The purpose for this script was to enable easier qualitative data analysis coding (the process of highlighting qualitative data for later analysis - not programming coding).

It provides some very basic formatting based upon the category (column).

Below is an example table from CSV format but presently the script only supports .xlsx.
Beneath the sample csv data is an example of how each row will be represented (for example, if the next csv row was Germany with all its respective data, it would be formatted in the same way).
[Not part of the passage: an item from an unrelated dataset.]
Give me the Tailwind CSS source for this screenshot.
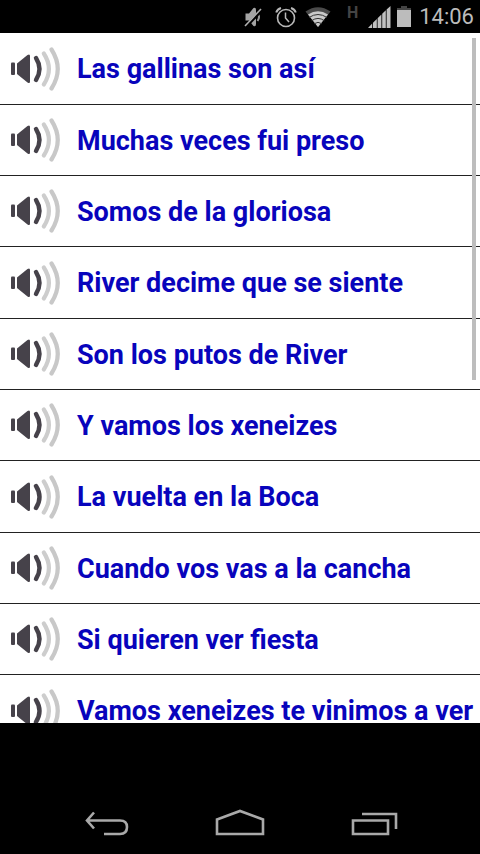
<!DOCTYPE html>
<html lang="es">
<head>
<meta charset="utf-8">
<meta name="viewport" content="width=device-width, initial-scale=1">
<title>Canciones</title>
<script src="https://cdn.jsdelivr.net/npm/@tailwindcss/browser@4"></script>
</head>
<body class="flex h-screen flex-col bg-black font-['Roboto',sans-serif]">
<svg class="hidden" aria-hidden="true">
  <symbol id="speaker" viewBox="0 0 52 44">
    <rect x="1" y="15.500" width="4" height="12.500" rx="1" fill="#46424a"/>
    <path d="M7 16.500 17.500 8Q20 6.500 20 9V34.500Q20 37 17.500 35.500L7 27Z" fill="#46424a"/>
    <g fill="none" stroke-linecap="round">
      <path d="M26 11Q33 22 26 33" stroke="#46424a" stroke-width="4.400"/>
      <path d="M33.800 6.500Q44 22 33.800 37.500" stroke="#cdcdcd" stroke-width="4.200"/>
      <path d="M41.500 2.500Q54 22 41.500 41.500" stroke="#c8c8c8" stroke-width="4.200"/>
    </g>
  </symbol>
</svg>

<header class="flex h-[33px] shrink-0 items-center justify-end pr-[6px] text-[#bcbcbc]">
  <svg class="mr-3 h-6 w-5" viewBox="0 0 20 24" role="img" aria-label="Silencio">
    <path d="M2.500 8.500H6L10.500 3Q13 2 13 5V19Q13 22 10.500 21L6 15.500H2.500Z" fill="#a4a4a4"/>
    <path d="M14.500 8Q17.500 12 14.500 16" fill="none" stroke="#9a9a9a" stroke-width="2"/>
    <path d="M2.800 21.800 18.800 4.800" stroke="#000" stroke-width="3.200"/>
    <path d="M2 21 18 4" stroke="#b0b0b0" stroke-width="1.600"/>
  </svg>
  <svg class="mr-2 h-6 w-[22px]" viewBox="0 0 22 24" role="img" aria-label="Alarma" fill="none" stroke="#b8b8b8">
    <circle cx="11" cy="13" r="8.500" stroke-width="1.600"/>
    <path d="M10.500 7.500V13L14 17" stroke-width="1.500"/>
    <path d="M1.200 7.500Q2.500 4 6 3M16 3Q19.500 4 20.800 7.500" stroke-width="2"/>
  </svg>
  <svg class="mr-4 h-6 w-[26px]" viewBox="0 0 26 24" role="img" aria-label="Wi-Fi">
    <path d="M13 22 .500 6.500Q13-2 25.500 6.500Z" fill="#4a4a4a"/>
    <path d="M13 22 3 9.500Q13 3 23 9.500Z" fill="#c8c8c8"/>
    <path d="M4 12.500Q13 6.500 22 12.500M6.500 15.800Q13 11 19.500 15.800M9 18.800Q13 15.800 17 18.800" fill="none" stroke="#333" stroke-width="1"/>
  </svg>
  <span class="mr-[10px] -mt-2 text-base font-bold text-[#444]">H</span>
  <svg class="mr-[6px] h-6 w-[23px]" viewBox="0 0 23 24" role="img" aria-label="Señal" fill="#c0c0c0">
    <path d="M0 23 4.200 18.500V23ZM5 17.800 8.800 14V23H5ZM9.600 13.200 13.400 9.500V23H9.600ZM14.200 8.800 17.800 5.200V23H14.200ZM18.600 4.400 22.500 1V23H18.600Z"/>
  </svg>
  <svg class="mr-2 h-6 w-[14px]" viewBox="0 0 14 24" role="img" aria-label="Batería">
    <path d="M0 3H4V1H10V3H14V6H0Z" fill="#444"/>
    <rect y="5" width="14" height="17" fill="#bcbcbc"/>
  </svg>
  <time class="text-[22px] leading-8">14:06</time>
</header>

<main class="relative min-h-0 flex-1 overflow-hidden bg-white">
  <ul class="text-[27px] font-bold text-[#0804bc]">
    <li class="h-[71px] border-b border-[#222] nth-[3n+1]:h-[72px]"><button type="button" class="flex h-full w-full items-center gap-[15px] pl-[10px] text-left whitespace-nowrap"><svg class="h-11 w-[52px] shrink-0" aria-hidden="true"><use href="#speaker"/></svg><span class="pt-[2px]">Las gallinas son así</span></button></li>
    <li class="h-[71px] border-b border-[#222] nth-[3n+1]:h-[72px]"><button type="button" class="flex h-full w-full items-center gap-[15px] pl-[10px] text-left whitespace-nowrap"><svg class="h-11 w-[52px] shrink-0" aria-hidden="true"><use href="#speaker"/></svg><span class="pt-[2px]">Muchas veces fui preso</span></button></li>
    <li class="h-[71px] border-b border-[#222] nth-[3n+1]:h-[72px]"><button type="button" class="flex h-full w-full items-center gap-[15px] pl-[10px] text-left whitespace-nowrap"><svg class="h-11 w-[52px] shrink-0" aria-hidden="true"><use href="#speaker"/></svg><span class="pt-[2px]">Somos de la gloriosa</span></button></li>
    <li class="h-[71px] border-b border-[#222] nth-[3n+1]:h-[72px]"><button type="button" class="flex h-full w-full items-center gap-[15px] pl-[10px] text-left whitespace-nowrap"><svg class="h-11 w-[52px] shrink-0" aria-hidden="true"><use href="#speaker"/></svg><span class="pt-[2px]">River decime que se siente</span></button></li>
    <li class="h-[71px] border-b border-[#222] nth-[3n+1]:h-[72px]"><button type="button" class="flex h-full w-full items-center gap-[15px] pl-[10px] text-left whitespace-nowrap"><svg class="h-11 w-[52px] shrink-0" aria-hidden="true"><use href="#speaker"/></svg><span class="pt-[2px]">Son los putos de River</span></button></li>
    <li class="h-[71px] border-b border-[#222] nth-[3n+1]:h-[72px]"><button type="button" class="flex h-full w-full items-center gap-[15px] pl-[10px] text-left whitespace-nowrap"><svg class="h-11 w-[52px] shrink-0" aria-hidden="true"><use href="#speaker"/></svg><span class="pt-[2px]">Y vamos los xeneizes</span></button></li>
    <li class="h-[71px] border-b border-[#222] nth-[3n+1]:h-[72px]"><button type="button" class="flex h-full w-full items-center gap-[15px] pl-[10px] text-left whitespace-nowrap"><svg class="h-11 w-[52px] shrink-0" aria-hidden="true"><use href="#speaker"/></svg><span class="pt-[2px]">La vuelta en la Boca</span></button></li>
    <li class="h-[71px] border-b border-[#222] nth-[3n+1]:h-[72px]"><button type="button" class="flex h-full w-full items-center gap-[15px] pl-[10px] text-left whitespace-nowrap"><svg class="h-11 w-[52px] shrink-0" aria-hidden="true"><use href="#speaker"/></svg><span class="pt-[2px]">Cuando vos vas a la cancha</span></button></li>
    <li class="h-[71px] border-b border-[#222] nth-[3n+1]:h-[72px]"><button type="button" class="flex h-full w-full items-center gap-[15px] pl-[10px] text-left whitespace-nowrap"><svg class="h-11 w-[52px] shrink-0" aria-hidden="true"><use href="#speaker"/></svg><span class="pt-[2px]">Si quieren ver fiesta</span></button></li>
    <li class="h-[71px] border-b border-[#222] nth-[3n+1]:h-[72px]"><button type="button" class="flex h-full w-full items-center gap-[15px] pl-[10px] text-left whitespace-nowrap"><svg class="h-11 w-[52px] shrink-0" aria-hidden="true"><use href="#speaker"/></svg><span class="pt-[2px]">Vamos xeneizes te vinimos a ver</span></button></li>
  </ul>
  <div class="absolute top-[5px] right-1 h-[342px] w-1 bg-[#bdbdbd]"></div>
</main>

<nav class="flex h-[131px] shrink-0 items-end justify-center gap-[84px] pb-[13px]" aria-label="Navegación">
  <button type="button" aria-label="Atrás"><svg class="h-8 w-[50px]" viewBox="0 0 50 32" fill="none" stroke="#a9a9a9" stroke-width="2.600"><path d="M13 3.500 6 11.500 13 19.500M6 11.500H39Q46 11.500 46 18Q46 25 39 25H23"/></svg></button>
  <button type="button" aria-label="Inicio"><svg class="h-8 w-[50px]" viewBox="0 0 50 32" fill="none" stroke="#a9a9a9" stroke-width="2.600"><path d="M2 10.500 25 2 48 10.500V25H2Z"/></svg></button>
  <button type="button" aria-label="Recientes"><svg class="h-8 w-[50px]" viewBox="0 0 50 32" fill="none" stroke="#a9a9a9" stroke-width="2.600"><path d="M4 11.500H39V25H4ZM13 5H47V20"/></svg></button>
</nav>
</body>
</html>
example.xlsx with sheetname monacostat

country,region,continent,population,gdp,gdppc
Monaco,Western Europe,Europe,39242,6468000877,164823

will turn into into example_monacostat.txt
The above would look like this:

####################
Monaco
####################

----------region:
Western Europe

----------continent:
Europe

----------population:
39242

----------gdp:
6468000877

----------gdppc:
164823

(example end)

There are two options when running the script:

You can go fast which will rinse every single xlsx file within a folder.
This will open the file and iterate over each sheet whereby whatever is in column A will function as the main header 'index' (in the above example the index was country, Monaco) and will then output all the other columns within the sheet (in above example, region, continent, etc) as subheaders.
It outputs a .txt file named xlsxname_sheetname.txt where xlsxname is the name of the workbook and sheetname is the name of the worksheet.
Each worksheet gets its own textfile.

The second option is to go slow whereby it will iterate over every xlsx in a folder but ask the user to select:

  1. The sheets to keep
  2. The columns within the kept sheets to use and,
  3. The index column (which can be in any column, not just A:A) which ultimately will be the primary category (above example, country)

For some context, one 465kb .xlsx workbook with a single 10,000x row and 6x column sheet takes approximately 10 seconds to process on a mid-spec laptop and will generate a 2.1mb textfile with 189,982 lines.
This means the output filesize will be approx 4.5x greater and the number of rows will increase by approx 18x.